Sì. E l’operazione quindi può restare manuale, ma il contributo digitale e di automatizzazione evita errori. RFID è uno dei punti di partenza dell’IoT, ossia dell’Internet of Things che prevede che gli oggetti siano connessi a qualcosa e con un bagaglio di informazioni.
In fondo l’RFID è un tag?
Tutta l’identificazione si può fare con l’etichetta RFID: noi battezziamo gli oggetti, che siano telai o sci o abiti o galvanica, predisponiamo i sistemi di rilevazione degli oggetti stessi e gestiamo le informazioni raccolte. Peraltro è ad errore zero perché quando metto un’etichetta RFID di fatto inserisco un codice univoco che ce l’ha solo quella maglietta o quell’oggetto. Una sorta di DNA unico non replicabile. Quindi semmai l’errore lo commetti all’inizio, non nel processo.

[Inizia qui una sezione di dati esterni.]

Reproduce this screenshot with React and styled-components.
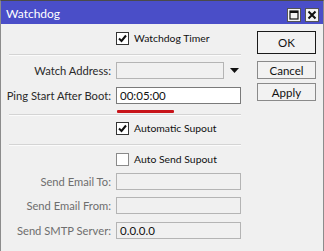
import styled, { createGlobalStyle } from 'styled-components';

const Global = createGlobalStyle`
  html, body {
    margin: 0;
    padding: 0;
    background: #f0f0f0;
  }
  body {
    font-family: Lato, "Liberation Sans", sans-serif;
    font-size: 11.2px;
    color: #1e1e1e;
  }
`;

const Window = styled.div`
  width: 324px;
  height: 251px;
  box-sizing: border-box;
  border-top: 1px solid #4a4a4a;
  border-left: 1px solid #8c8c8c;
  border-right: 1px solid #8c8c8c;
  background: #f0f0f0;
  overflow: hidden;
`;

const TitleBar = styled.div`
  height: 23px;
  background: #4a4ec8;
  display: flex;
  align-items: center;
  padding: 0 4px 0 5px;
  color: #fff;
  font-size: 12px;
`;

const Title = styled.div`
  flex: 1;
  padding-top: 1px;
`;

const TitleButtons = styled.div`
  display: flex;
  gap: 4px;
  margin-top: 4px;
`;

const TitleButton = styled.div`
  width: 12px;
  height: 12px;
  background: #f4f4f4;
  border: 1px solid #555;
  display: flex;
  align-items: center;
  justify-content: center;
`;

const Body = styled.div`
  display: flex;
`;

const Form = styled.div`
  width: 250px;
  display: flex;
  flex-direction: column;
  padding-top: 4px;
`;

const CheckRow = styled.div`
  height: 18px;
  margin-top: ${({ top }) => top}px;
  padding-left: 115px;
  display: flex;
  align-items: center;
  gap: 5px;
  font-size: 10.4px;
  color: #111;
`;

const Box = styled.div`
  width: 11px;
  height: 11px;
  background: #fff;
  border: 1px solid ${({ checked }) => (checked ? '#333' : '#8a8a8a')};
  display: flex;
  align-items: center;
  justify-content: center;
`;

const Separator = styled.div`
  margin: ${({ top }) => top}px 10px 0 8px;
  height: 1px;
  background: #d4d4d4;
  border-bottom: 1px solid #fbfbfb;
`;

const Field = styled.div`
  display: grid;
  grid-template-columns: 110px 125px auto;
  column-gap: 5px;
  align-items: center;
  height: 17px;
  margin-top: ${({ top }) => top}px;
`;

const Label = styled.div`
  text-align: right;
  white-space: nowrap;
  color: ${({ disabled }) => (disabled ? '#6e6e6e' : '#2a2a2a')};
`;

const Input = styled.div`
  box-sizing: border-box;
  height: 17px;
  width: ${({ width }) => width || 125}px;
  background: ${({ disabled }) => (disabled ? '#f0f0f0' : '#fff')};
  border: 1px solid ${({ disabled }) => (disabled ? '#b4b4b4' : '#7a7a7a')};
  padding-left: 3px;
  line-height: 15px;
  font-size: 11.5px;
  color: #111;
`;

const InputWrap = styled.div`
  display: flex;
  align-items: center;
  gap: 6px;
`;

const Underline = styled.div`
  margin: 6px 0 0 116px;
  width: 57px;
  height: 3px;
  border-radius: 1px;
  background: #c8141a;
`;

const Buttons = styled.div`
  display: flex;
  flex-direction: column;
  padding: 7px 0 0 6px;
`;

const Button = styled.div`
  box-sizing: border-box;
  width: 59px;
  height: ${({ primary }) => (primary ? 23 : 18)}px;
  margin-bottom: ${({ primary }) => (primary ? 7 : 4)}px;
  border: 1px solid ${({ primary }) => (primary ? '#1a1a1a' : '#8a8a8a')};
  background: #f2f2f2;
  display: flex;
  align-items: center;
  justify-content: center;
  font-size: 11.5px;
  color: #111;
`;

function Check({ checked }) {
  return (
    <Box checked={checked}>
      {checked && (
        <svg width="9" height="9" viewBox="0 0 9 9">
          <path d="M1 4.5 L3.5 7 L8 1.5" fill="none" stroke="#111" strokeWidth="2" />
        </svg>
      )}
    </Box>
  );
}

export default function App() {
  return (
    <>
      <Global />
      <Window>
        <TitleBar>
          <Title>Watchdog</Title>
          <TitleButtons>
            <TitleButton>
              <svg width="10" height="10" viewBox="0 0 10 10">
                <rect x="1" y="1" width="8" height="8" fill="none" stroke="#111" strokeWidth="1.2" />
                <rect x="1" y="1" width="8" height="2" fill="#111" />
              </svg>
            </TitleButton>
            <TitleButton>
              <svg width="10" height="10" viewBox="0 0 10 10">
                <path d="M1.5 1.5 L8.5 8.5 M8.5 1.5 L1.5 8.5" stroke="#111" strokeWidth="2" />
              </svg>
            </TitleButton>
          </TitleButtons>
        </TitleBar>
        <Body>
          <Form>
            <CheckRow top={1}>
              <Check checked />
              Watchdog Timer
            </CheckRow>
            <Separator top={7} />
            <Field top={6}>
              <Label>Watch Address:</Label>
              <InputWrap>
                <Input disabled width={108} />
                <svg width="9" height="5" viewBox="0 0 9 5">
                  <path d="M0 0 H9 L4.5 5 Z" fill="#111" />
                </svg>
              </InputWrap>
            </Field>
            <Field top={8}>
              <Label>Ping Start After Boot:</Label>
              <Input>00:05:00</Input>
            </Field>
            <Underline />
            <Separator top={1} />
            <CheckRow top={3}>
              <Check checked />
              Automatic Supout
            </CheckRow>
            <Separator top={7} />
            <CheckRow top={4}>
              <Check />
              Auto Send Supout
            </CheckRow>
            <Field top={5}>
              <Label disabled>Send Email To:</Label>
              <Input disabled />
            </Field>
            <Field top={7}>
              <Label disabled>Send Email From:</Label>
              <Input disabled />
            </Field>
            <Field top={8}>
              <Label disabled>Send SMTP Server:</Label>
              <Input disabled>0.0.0.0</Input>
            </Field>
          </Form>
          <Buttons>
            <Button primary>OK</Button>
            <Button>Cancel</Button>
            <Button>Apply</Button>
          </Buttons>
        </Body>
      </Window>
    </>
  );
}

Sono operazioni scalabili?
Certamente. Tutto questo implica la gestione di volumi importanti per ottimizzare l’inventario.
Ciò che si fa è un upgrade. Questa è la chiave di volta della trasformazione digitale: si genera un sistema che produce dati automatizzando la logistica. Con questi elementi si crea valore aggiunto.
Dall’RFID si passa a progetti anche più evoluti?
Con la business intelligence, che abbiamo avviato in Phloema, si va oltre. Cioè si traduce il valore degli oggetti. Oltre alla conta si fa un lavoro di ottimizzazione: è un servizio consulenziale applicato al dato. È la lettura evoluta del dato. Questo è quello che stiamo costruendo.
Un progetto che passa dal gioco di squadra…
Prima facevo solo tecnologie, poi quando ho incontrato i miei soci impegnati nella consulenza manageriale abbiamo fatto un passo avanti. Oggi il valore è enormemente più vasto. Vogliamo far capire al cliente che quando si fa un investimento sui sistemi di tracciabilità si accetta anche un percorso verso il valore aggiunto.
Dal dato al suo valore?
Il dato senza analisi resta poco rilevante. Così con noi si dà un valore in più al dato stesso. Ma attenzione: i chip costano sempre meno e ce ne sono moltissimo in commercio. Quello che conta è il loro trattamento. Poche settimane fa abbiamo depositato un brevetto che comprende l’RFID, ma che è autenticazione del carico di un camion. In fondo permette di far registrare specifici bancali dalla posizione sul camion, associandoli alle cinghie fissate per il carico e lo scarico. Ecco, dal dato si passa a quel qualcosa in più che fa la differenza.